III. Functions and Features
Customer uses FX options to hedge against exchange exposure and lock down the cost of buying foreign exchange. Customer gets the protection when the exchange rate does not move in favor, or does not miss the opportunity to gain from favorable movement in the exchange rate. To the customer, the risk is limited, the only loss is the option fee.

IV. Advantages
1. Competitive product pricing: In terms of exchange rate quotes, ICBC has a team of experienced and professional traders, product designers and quantitative analysts, flexible pricing mechanism and strong competitive advantages against the peers.

2. Tailored product design: Very flexible design, currency, tenor, settlement currency and amount can be set to serve the individual needs of customers.

3. Ongoing dynamic management: ICBC provides regular valuation report on the product, and dynamic management services in line with the market movement and customer requirement.

V. Price
ICBC prices quoted to customers after all market factors taken into consideration, and updated in real-time in line with the market changes.

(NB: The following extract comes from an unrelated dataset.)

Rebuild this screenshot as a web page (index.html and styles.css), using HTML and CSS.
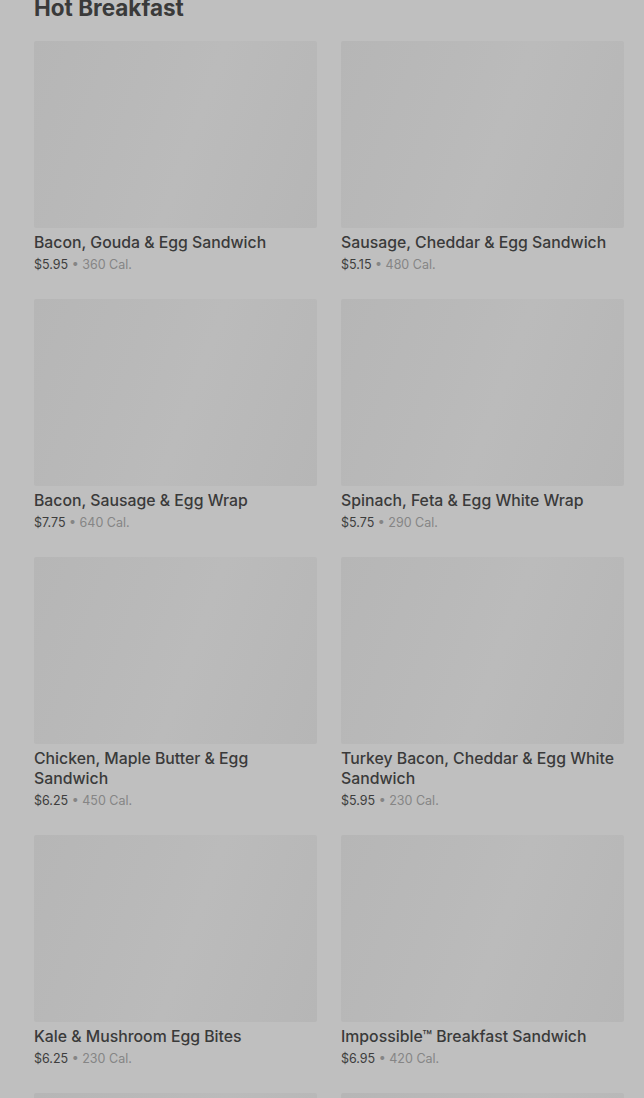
FILE: index.html
```html
<!DOCTYPE html>
<html>
<head>
  <title>Hot Breakfast</title>
  <link rel="stylesheet" href="styles.css">
</head>
<body>
  <div class="menu">
    <h2 class="section-title">Hot Breakfast</h2>
    <div class="grid">
      <div class="item">
        <div class="thumb"></div>
        <div class="name">Bacon, Gouda &amp; Egg Sandwich</div>
        <div class="meta">$5.95 <span class="cal">• 360 Cal.</span></div>
      </div>
      <div class="item">
        <div class="thumb"></div>
        <div class="name">Sausage, Cheddar &amp; Egg Sandwich</div>
        <div class="meta">$5.15 <span class="cal">• 480 Cal.</span></div>
      </div>
      <div class="item">
        <div class="thumb"></div>
        <div class="name">Bacon, Sausage &amp; Egg Wrap</div>
        <div class="meta">$7.75 <span class="cal">• 640 Cal.</span></div>
      </div>
      <div class="item">
        <div class="thumb"></div>
        <div class="name">Spinach, Feta &amp; Egg White Wrap</div>
        <div class="meta">$5.75 <span class="cal">• 290 Cal.</span></div>
      </div>
      <div class="item">
        <div class="thumb"></div>
        <div class="name">Chicken, Maple Butter &amp; Egg Sandwich</div>
        <div class="meta">$6.25 <span class="cal">• 450 Cal.</span></div>
      </div>
      <div class="item">
        <div class="thumb"></div>
        <div class="name">Turkey Bacon, Cheddar &amp; Egg White Sandwich</div>
        <div class="meta">$5.95 <span class="cal">• 230 Cal.</span></div>
      </div>
      <div class="item">
        <div class="thumb"></div>
        <div class="name">Kale &amp; Mushroom Egg Bites</div>
        <div class="meta">$6.25 <span class="cal">• 230 Cal.</span></div>
      </div>
      <div class="item">
        <div class="thumb"></div>
        <div class="name">Impossible™ Breakfast Sandwich</div>
        <div class="meta">$6.95 <span class="cal">• 420 Cal.</span></div>
      </div>
      <div class="item">
        <div class="thumb"></div>
      </div>
      <div class="item">
        <div class="thumb"></div>
      </div>
    </div>
  </div>
</body>
</html>
```

FILE: styles.css
```css
body {
  margin: 0;
  background: #bfbfbf;
  font-family: Inter, "Noto Sans", sans-serif;
  color: #3b3b3b;
  overflow: hidden;
}
.menu {
  padding: 0 20px 0 34px;
}
.section-title {
  font-size: 22.5px;
  font-weight: 700;
  line-height: 28px;
  margin: -6px 0 19px;
  color: #3a3a3a;
}
.grid {
  display: grid;
  grid-template-columns: 283px 283px;
  column-gap: 24px;
  row-gap: 25px;
}
.thumb {
  height: 187px;
  border-radius: 2px;
  background: linear-gradient(110deg, #b6b6b6 0%, #b9b9b9 35%, #bbbbbb 55%, #b6b6b6 100%);
  margin-bottom: 5px;
}
.name {
  font-size: 15.8px;
  font-weight: 500;
  line-height: 20px;
  color: #3a3a3a;
}
.meta {
  font-size: 12.5px;
  line-height: 18px;
  margin-top: 3px;
  color: #3d3d3d;
}
.cal {
  color: #858585;
}
```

VI. Service Channel and Hours
Eligible corporate clients are welcomed to apply within ICBC banking hours for corporate services at any sub-branch or tier-2 branch authorized to trade derivatives.

VII. Steps
1. Assess the customer: ICBC will make an overall assessment on the customer (business nature, experience in trading financial derivatives, internal management and control), and check the details of Customer Evaluation Form submitted by the customer.

2. Sign master agreement: Customer who applies for this service must sign related agreement with ICBC.

3. Sign confirmation: ICBC will make a statement on the risk involved (cash flow analysis, market value and factors, maximum cash flow). Customer must confirm in written and sign the confirmation letter.

4. Pay option fee: Customer must pay an option fee to ICBC at the start of the period.

VIII. Definition
In the international market, the buying or selling of a FX option has three types if classified by exercising right:

1. European option: An option that only allows the buyer to exercise the right on the maturity date of the option.

2. American option: An option that the buyer can exercise the right any day during the validity period after closing.

3. Bermuda option: An option that can only be exercised on predetermined dates before the maturity date.

IX. Risk Warning
In FX swap contacts, you are exposed to market risk where floating gain/loss is determined by the exchange rate fluctuations and interest rate fluctuations of different currencies. You should fully understand the terms and conditions in the agreement and make independent decision. Under no circumstance ICBC shall be liable for any loss due to force majeure or accidental events.

X. Examples
Case I: Call option
A customer has USD 1 million and needs to pay for import one month later in Japanese yen. To avoid the risk of yen appreciation, the customer buys a European option from ICBC to exchange dollar into yen for a period of one month with a principal of USD 1 million. Assume the pre-agreed exchange rate is JPY 94 for USD 1, then the company has the right to buy the agreed amount of yen at the rate of USD 1 to JPY 94 when the option matures. The company will not execute the option if the spot USD/JPY rate upon the maturity of the option is USD 1 to JPY 100, since the spot rate in the market is more favorable to buy yen. On the contrary, if the spot rate is USD 1 to JPY 90 when the option matures, the company can decide to exercise the right to ask ICBC to sell yen at the rate of USD 1 to JPY 90. In this case, the customer gains JPY 4 more for USD 1, and reduces the cost of buying yen.

Case II. Put option
A customer has EUR 1 million and needs to pay for import one month later in US dollar. To avoid the risk of euro depreciation, the customer buys a European option from ICBC to exchange euro into US dollar for a period of one month with a principal of EUR 1 million. Assume the pre-agreed exchange rate is USD 1.3400 for EUR 1, then the company has the right to sell the agreed amount of euro at the rate of EUR 1 to USD 1.3400 to ICBC when the option matures. The company will not execute the option if the EUR/USD rate upon the maturity of the option is EUR 1 to USD 1.3450, since the spot rate in the market is more favorable to sell euro. On the contrary, if the spot rate is EUR 1 to USD 1.3350 when the option matures, the company can decide to exercise the right to ask ICBC to buy EUR 1 million at the rate of EUR 1 to USD 1.3400. In this case, the customer gains USD 0.0050 more for EUR 1, and earns higher return.

Note: Information herein is for reference only. Refer to the announcements and regulations of local outlets for further details. Industrial and Commercial Bank of China Limited reserves the final right of interpretation.